Depuis lors, cet article n’avait plus fait l’objet d’interrogation jurisprudentielle et doctrinale ce qui rend l’arrêt commenté intéressant.

En effet, la Cour de cassation nous confirme ce que nous pensions déjà : l’époux non-propriétaire qui se voit dénoncer un commandement à l’occasion d’une procédure de saisie immobilière diligentée contre son conjoint propriétaire sur le bien qui constitue la résidence de la famille et est un bien propre de ce conjoint ne dispose que de ces yeux pour pleurer.

Les faits sont les suivants : à l’occasion d’une procédure de saisie immobilière portant sur un bien propre du débiteur et constituant la résidence de la famille, le créancier dénonce le commandement à l’époux non-propriétaire afin de ne pas encourir la redoutable caducité imposée par l’article R. 311-11.

En l’espèce, l’épouse non-propriétaire a élevé des contestations lors de l’audience d’orientation portant sur le montant de la créance du poursuivant, la prescription de cette créance et le droit au retrait litigieux.

Ayant été déclarée irrecevable en ces demandes, tant devant le juge de l’exécution que la cour d’appel, elle a formé un pourvoi.

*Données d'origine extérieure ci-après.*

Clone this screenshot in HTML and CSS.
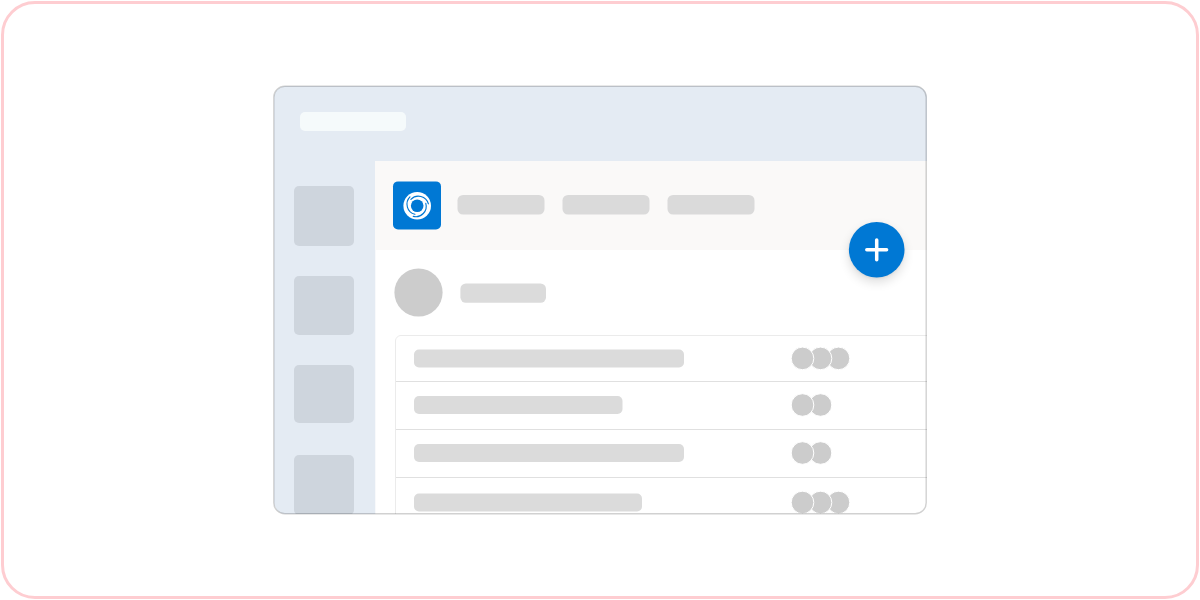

La Cour de cassation rejette son pourvoi en retenant que l’objectif de la dénonciation du commandement valant saisie immobilière, prévue à l’article R. 321-1, alinéa 3, du code des procédures civiles d’exécution, étant uniquement d’informer le conjoint non-propriétaire de la saisie visant la résidence de la famille et celui-ci n’étant pas débiteur dans le cadre de la procédure de saisie immobilière, il n’a pas qualité pour contester le montant de la créance du poursuivant, la prescription de cette créance ni pour invoquer à son profit le droit au retrait litigieux.